Danach sah es nicht immer aus. In früheren Jahren musste die Solarindustrie – einst Hoffnungsträger der ostdeutschen Wirtschaft – mit massiven Subventionskürzungen und Dumpingpreisen aus Asien kämpfen. Auch Solarwatt ging 2012 durch eine selbst verwaltete Insolvenz. Inzwischen aber hat sich das bereits 1993 gegründete Unternehmen vom reinen Modulhersteller zum Komplettanbieter mit Stromspeichern und Energiemanagementsystemen gewandelt. Solarwatt gilt heute als Premiumlieferant für Hausbesitzer und Gewerbe. Mehr noch: Mit ihren hochwertigen Glas-Glas-Modulen, bei denen auch die Unterseite der Zellen zum besseren Schutz vor Schäden verglast wird, gelten die Dresdner als europäischer Marktführer.

Firmengebäude
Produktion

Hinter dem Produkt „Made in Germany“ steht ein Qualitätsanspruch mit Folgen. „Wir garantieren, dass unsere Module 30 Jahre Erträge bringen“, sagt Neuhaus. „Aber wir bauen keine Anlagen, die ausschließlich auf Rendite für Anleger ausgerichtet sind.“ Eine Strategie mit Erfolgsaussichten. Derzeit verdoppelt Solarwatt seine Produktionskapazitäten von 250 auf 500 Megawatt. Fast 14 Millionen Euro werden in den nächsten Monaten in eine neue Produktionslinie samt neuer Werkshalle investiert, kündigt Solarwatt-Finanzchef Sven Böhm an. Die Zahl der Mitarbeiter soll von noch 390 im Jahr 2019 auf etwa 530 bis Ende dieses Jahres steigen. Hinter den Investitionen steht in erster Linie der Haupteigentümer – BMW-Hauptaktionär und Unternehmer Stefan Quandt.

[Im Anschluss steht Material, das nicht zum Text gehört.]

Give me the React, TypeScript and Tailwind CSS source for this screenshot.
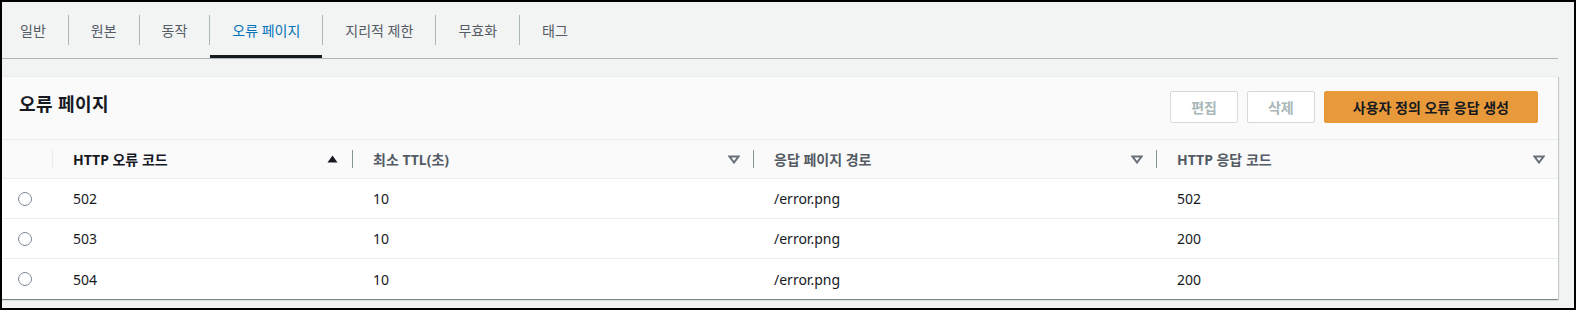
import React from "react";

const tabs = ["일반", "원본", "동작", "오류 페이지", "지리적 제한", "무효화", "태그"];
const rows = [
  ["502", "10", "/error.png", "502"],
  ["503", "10", "/error.png", "200"],
  ["504", "10", "/error.png", "200"],
];

function SortUp() {
  return (
    <svg width="11" height="8" viewBox="0 0 11 8">
      <path d="M5.5 0.5 L10.5 7.5 L0.5 7.5 Z" fill="#16191f" />
    </svg>
  );
}
function SortNone() {
  return (
    <svg width="12" height="9" viewBox="0 0 12 9">
      <path d="M1.5 1.5 L10.5 1.5 L6 7.5 Z" fill="none" stroke="#687078" strokeWidth="2" strokeLinejoin="miter" />
    </svg>
  );
}

function HeaderCell({ label }: { label: string }) {
  return (
    <div className="flex items-center h-full">
      <span className="w-px h-[18px] bg-[#879596]" />
      <span className="flex-1 pl-5 text-[14px] font-bold text-[#545b64]">{label}</span>
      <span className="pr-[13px] flex items-center">
        <SortNone />
      </span>
    </div>
  );
}

export default function App() {
  return (
    <div
      className="w-[1576px] h-[310px] border-2 border-black bg-[#f2f3f3] overflow-hidden text-[#16191f]"
      style={{ fontFamily: '"Noto Sans", "Noto Sans CJK KR", sans-serif' }}
    >
      {/* Tabs */}
      <div className="mr-[16px] h-[57px] border-b border-[#aab7b8] flex items-stretch">
        {tabs.map((t, i) => (
          <React.Fragment key={t}>
            {i > 0 && <span className="w-px h-[30px] self-center bg-[#aab7b8]" />}
            <div
              className={`relative flex items-center text-[14px] ${i === 0 ? "pl-[18px] pr-[22px]" : "px-[22px]"} ${
                i === 3 ? "text-[#0073bb]" : "text-[#545b64]"
              }`}
            >
              {t}
              {i === 3 && <span className="absolute left-0 right-0 bottom-0 h-[3px] bg-[#16191f]" />}
            </div>
          </React.Fragment>
        ))}
      </div>

      {/* Panel */}
      <div className="mt-[17px] mr-[16px] bg-white border-t border-[#eaeded] shadow-[0_1px_1px_0_rgba(0,28,36,0.3),1px_1px_1px_0_rgba(0,28,36,0.15),-1px_1px_1px_0_rgba(0,28,36,0.15)]">
        <div className="bg-[#fafafa] border-b border-[#eaeded] pt-[14px] pb-[16px] pl-[17px] pr-[20px] flex items-center justify-between">
          <h2 className="text-[18px] font-bold leading-[24px] tracking-[0.4px] text-[#16191f] -mt-[6px]">오류 페이지</h2>
          <div className="flex gap-[9px]">
            <button className="h-8 px-5 border border-[#d5dbdb] bg-white rounded-[2px] text-[14px] font-bold text-[#aab7b8]">
              편집
            </button>
            <button className="h-8 px-5 border border-[#d5dbdb] bg-white rounded-[2px] text-[14px] font-bold text-[#aab7b8]">
              삭제
            </button>
            <button className="h-8 px-[28px] border border-[#e8993a] bg-[#e8993a] rounded-[2px] text-[14px] font-bold text-[#16191f]">
              사용자 정의 오류 응답 생성
            </button>
          </div>
        </div>

        {/* Table header */}
        <div className="grid grid-cols-[50px_300px_401px_403px_1fr] h-[39px] bg-[#fafafa] border-b border-[#eaeded]">
          <div />
          <div className="flex items-center h-full">
            <span className="w-px h-[18px] bg-[#eaeded]" />
            <span className="flex-1 pl-5 text-[14px] font-bold text-[#16191f]">HTTP 오류 코드</span>
            <span className="pr-[14px] flex items-center">
              <SortUp />
            </span>
          </div>
          <HeaderCell label="최소 TTL(초)" />
          <HeaderCell label="응답 페이지 경로" />
          <HeaderCell label="HTTP 응답 코드" />
        </div>

        {/* Rows */}
        {rows.map((r, i) => (
          <div
            key={r[0]}
            className={`grid grid-cols-[50px_300px_401px_403px_1fr] h-10 items-center text-[14px] text-[#16191f] ${
              i < rows.length - 1 ? "border-b border-[#eaeded]" : ""
            }`}
          >
            <div className="pl-[16px] flex items-center">
              <span className="w-[14px] h-[14px] rounded-full border border-[#7d8998] bg-white" />
            </div>
            <div className="pl-[21px]">{r[0]}</div>
            <div className="pl-[21px]">{r[1]}</div>
            <div className="pl-[21px]">{r[2]}</div>
            <div className="pl-[21px]">{r[3]}</div>
          </div>
        ))}
      </div>
    </div>
  );
}
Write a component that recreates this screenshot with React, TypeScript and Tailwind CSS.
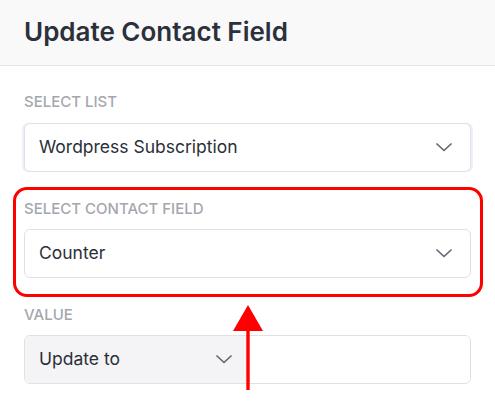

Befeuert wird der neue Solarboom nicht zuletzt durch die Klimadebatte: Parallel zum Aufstieg Greta Thunbergs und ihrer Fridays-for-future-Bewegung wächst auch bei Häuslebauern die Nachfrage nach werthaltigen Solaranlagen. Allein im ersten Halbjahr 2020 sind nach Daten der Bundesnetzagentur mehr als 73.000 Anlagen mit 2500 Megawatt Leistung in Deutschland hinzugekommen. Damit belief sich die installierte Leistung im Sommer 2020 auf 51,3 Gigawatt. „Die Gesellschaft spürt einen zunehmenden Druck, etwas gegen den globalen CO2-Fußdruck zu tun“, sagt Neuhaus. „Die Menschen merken, dass die Bedrohung nicht mehr nur abstrakt ist.“ Gerade noch rechtzeitig beschloss nun auch der Bundesrat die Abschaffung des 52-Gigawatt-Solarförderdeckels und damit den weiteren Ausbau der Photovoltaik in Deutschland. Von Fördermitteln und überhöhten Stromtarifen will man bei Solarwatt in Dresden aber nichts wissen. „Unser Erfolgsmodell lautet nicht, von Subventionen oder einem Green Deal abhängig zu sein“, betont Neuhaus.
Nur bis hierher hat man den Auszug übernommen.